| To be done |
Select and reproduce each line of the listing below that bears the string "React".

| Recorded information |
....

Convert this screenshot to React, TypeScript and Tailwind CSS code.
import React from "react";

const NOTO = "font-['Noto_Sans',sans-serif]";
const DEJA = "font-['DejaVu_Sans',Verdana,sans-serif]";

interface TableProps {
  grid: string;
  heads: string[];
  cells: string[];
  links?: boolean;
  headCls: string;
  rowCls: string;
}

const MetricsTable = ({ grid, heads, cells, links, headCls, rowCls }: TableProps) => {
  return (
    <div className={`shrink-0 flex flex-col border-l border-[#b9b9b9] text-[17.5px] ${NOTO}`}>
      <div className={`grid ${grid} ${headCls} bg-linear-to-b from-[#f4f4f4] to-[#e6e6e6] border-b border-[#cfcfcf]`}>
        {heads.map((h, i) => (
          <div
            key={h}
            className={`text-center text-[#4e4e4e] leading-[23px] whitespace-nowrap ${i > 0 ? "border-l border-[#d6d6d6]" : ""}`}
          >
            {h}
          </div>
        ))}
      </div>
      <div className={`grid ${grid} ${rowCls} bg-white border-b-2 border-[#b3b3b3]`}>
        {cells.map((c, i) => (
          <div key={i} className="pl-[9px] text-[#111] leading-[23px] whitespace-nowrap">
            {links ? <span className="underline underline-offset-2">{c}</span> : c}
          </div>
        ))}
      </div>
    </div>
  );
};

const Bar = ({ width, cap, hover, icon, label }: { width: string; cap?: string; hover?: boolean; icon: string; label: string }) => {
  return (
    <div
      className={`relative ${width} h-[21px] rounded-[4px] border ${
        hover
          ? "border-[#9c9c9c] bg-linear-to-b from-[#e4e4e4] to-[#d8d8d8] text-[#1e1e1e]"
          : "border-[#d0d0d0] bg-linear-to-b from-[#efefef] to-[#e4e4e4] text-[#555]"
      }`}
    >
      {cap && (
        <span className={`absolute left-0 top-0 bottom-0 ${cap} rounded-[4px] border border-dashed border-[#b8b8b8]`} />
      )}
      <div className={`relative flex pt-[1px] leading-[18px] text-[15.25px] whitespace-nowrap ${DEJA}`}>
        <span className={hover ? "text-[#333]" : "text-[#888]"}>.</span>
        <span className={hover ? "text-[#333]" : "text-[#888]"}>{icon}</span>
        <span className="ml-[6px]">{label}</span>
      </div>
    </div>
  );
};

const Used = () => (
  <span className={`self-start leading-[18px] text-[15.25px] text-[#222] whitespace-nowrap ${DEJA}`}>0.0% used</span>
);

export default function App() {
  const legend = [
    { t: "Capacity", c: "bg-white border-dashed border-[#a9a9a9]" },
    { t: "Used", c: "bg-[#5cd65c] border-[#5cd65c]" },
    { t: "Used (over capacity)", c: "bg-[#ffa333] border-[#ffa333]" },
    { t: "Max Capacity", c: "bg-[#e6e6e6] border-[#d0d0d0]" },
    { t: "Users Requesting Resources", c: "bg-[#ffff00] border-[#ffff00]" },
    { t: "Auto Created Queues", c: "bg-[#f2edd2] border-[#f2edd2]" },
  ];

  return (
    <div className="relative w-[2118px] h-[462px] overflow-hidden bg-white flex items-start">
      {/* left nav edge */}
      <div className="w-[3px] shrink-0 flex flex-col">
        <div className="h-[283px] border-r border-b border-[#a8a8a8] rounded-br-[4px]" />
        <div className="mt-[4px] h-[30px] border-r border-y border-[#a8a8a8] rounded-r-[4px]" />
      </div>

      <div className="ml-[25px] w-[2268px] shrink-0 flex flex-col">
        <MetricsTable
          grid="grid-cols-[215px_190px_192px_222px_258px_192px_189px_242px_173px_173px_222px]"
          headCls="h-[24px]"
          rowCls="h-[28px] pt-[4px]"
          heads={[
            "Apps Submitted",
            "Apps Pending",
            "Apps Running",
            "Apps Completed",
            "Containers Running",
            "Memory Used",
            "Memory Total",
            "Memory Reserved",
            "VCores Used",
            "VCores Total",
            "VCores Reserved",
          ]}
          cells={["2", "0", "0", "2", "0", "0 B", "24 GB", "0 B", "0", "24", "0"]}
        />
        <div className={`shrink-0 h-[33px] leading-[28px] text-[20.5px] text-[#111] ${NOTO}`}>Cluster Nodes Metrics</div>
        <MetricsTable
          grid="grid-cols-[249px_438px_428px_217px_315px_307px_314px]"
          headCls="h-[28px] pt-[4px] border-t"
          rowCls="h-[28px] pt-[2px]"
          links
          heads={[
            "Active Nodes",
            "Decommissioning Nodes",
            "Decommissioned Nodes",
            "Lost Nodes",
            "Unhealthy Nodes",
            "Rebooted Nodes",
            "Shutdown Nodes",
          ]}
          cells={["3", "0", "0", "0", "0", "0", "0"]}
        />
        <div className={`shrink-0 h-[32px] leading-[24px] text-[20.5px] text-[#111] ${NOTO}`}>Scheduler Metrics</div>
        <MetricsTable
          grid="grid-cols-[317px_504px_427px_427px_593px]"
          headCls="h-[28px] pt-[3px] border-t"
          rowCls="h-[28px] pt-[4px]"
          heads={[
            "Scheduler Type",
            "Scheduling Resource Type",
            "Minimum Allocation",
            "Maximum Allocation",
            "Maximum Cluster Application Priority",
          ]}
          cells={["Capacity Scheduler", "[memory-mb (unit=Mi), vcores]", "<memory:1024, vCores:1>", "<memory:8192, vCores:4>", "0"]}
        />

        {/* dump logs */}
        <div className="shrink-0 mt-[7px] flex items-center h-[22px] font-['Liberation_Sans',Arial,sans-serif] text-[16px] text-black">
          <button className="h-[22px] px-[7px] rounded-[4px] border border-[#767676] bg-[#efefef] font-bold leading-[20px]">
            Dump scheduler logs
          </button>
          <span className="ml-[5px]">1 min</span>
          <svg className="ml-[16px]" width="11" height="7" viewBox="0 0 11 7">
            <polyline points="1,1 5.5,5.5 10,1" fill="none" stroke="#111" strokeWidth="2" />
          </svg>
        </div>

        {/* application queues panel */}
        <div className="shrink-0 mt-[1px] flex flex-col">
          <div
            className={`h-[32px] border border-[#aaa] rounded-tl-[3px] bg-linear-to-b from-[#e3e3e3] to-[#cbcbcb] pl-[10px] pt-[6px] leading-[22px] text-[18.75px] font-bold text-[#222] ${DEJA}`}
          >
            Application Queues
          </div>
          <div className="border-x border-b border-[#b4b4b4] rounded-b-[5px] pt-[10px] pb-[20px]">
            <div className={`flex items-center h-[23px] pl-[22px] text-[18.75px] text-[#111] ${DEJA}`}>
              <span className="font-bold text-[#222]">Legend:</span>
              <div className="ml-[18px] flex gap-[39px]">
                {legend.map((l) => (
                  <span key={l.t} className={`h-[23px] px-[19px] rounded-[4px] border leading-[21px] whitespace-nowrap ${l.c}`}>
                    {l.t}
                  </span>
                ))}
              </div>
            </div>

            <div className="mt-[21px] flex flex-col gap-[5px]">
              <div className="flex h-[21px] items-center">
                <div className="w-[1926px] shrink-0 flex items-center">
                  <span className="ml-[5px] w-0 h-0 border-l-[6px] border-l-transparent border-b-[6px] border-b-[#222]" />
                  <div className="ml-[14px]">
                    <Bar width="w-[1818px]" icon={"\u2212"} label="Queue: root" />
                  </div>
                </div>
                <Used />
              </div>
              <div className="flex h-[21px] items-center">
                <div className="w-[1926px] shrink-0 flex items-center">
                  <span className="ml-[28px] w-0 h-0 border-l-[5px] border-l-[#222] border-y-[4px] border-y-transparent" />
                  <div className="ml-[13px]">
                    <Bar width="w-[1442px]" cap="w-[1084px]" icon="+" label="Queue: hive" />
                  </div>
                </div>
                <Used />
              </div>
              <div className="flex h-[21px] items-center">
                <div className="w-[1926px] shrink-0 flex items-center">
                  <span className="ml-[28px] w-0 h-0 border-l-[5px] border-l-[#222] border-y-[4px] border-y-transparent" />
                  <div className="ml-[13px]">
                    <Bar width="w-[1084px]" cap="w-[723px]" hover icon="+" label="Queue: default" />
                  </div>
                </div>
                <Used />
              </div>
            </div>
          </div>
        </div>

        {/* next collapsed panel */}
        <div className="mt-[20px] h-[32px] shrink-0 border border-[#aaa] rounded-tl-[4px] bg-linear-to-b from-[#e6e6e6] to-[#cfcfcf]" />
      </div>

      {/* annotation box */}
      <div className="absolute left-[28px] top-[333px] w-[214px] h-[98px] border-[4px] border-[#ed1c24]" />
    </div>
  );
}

....

| Task solution |
Convert this screenshot to React, TypeScript and Tailwind CSS code.
import React from "react";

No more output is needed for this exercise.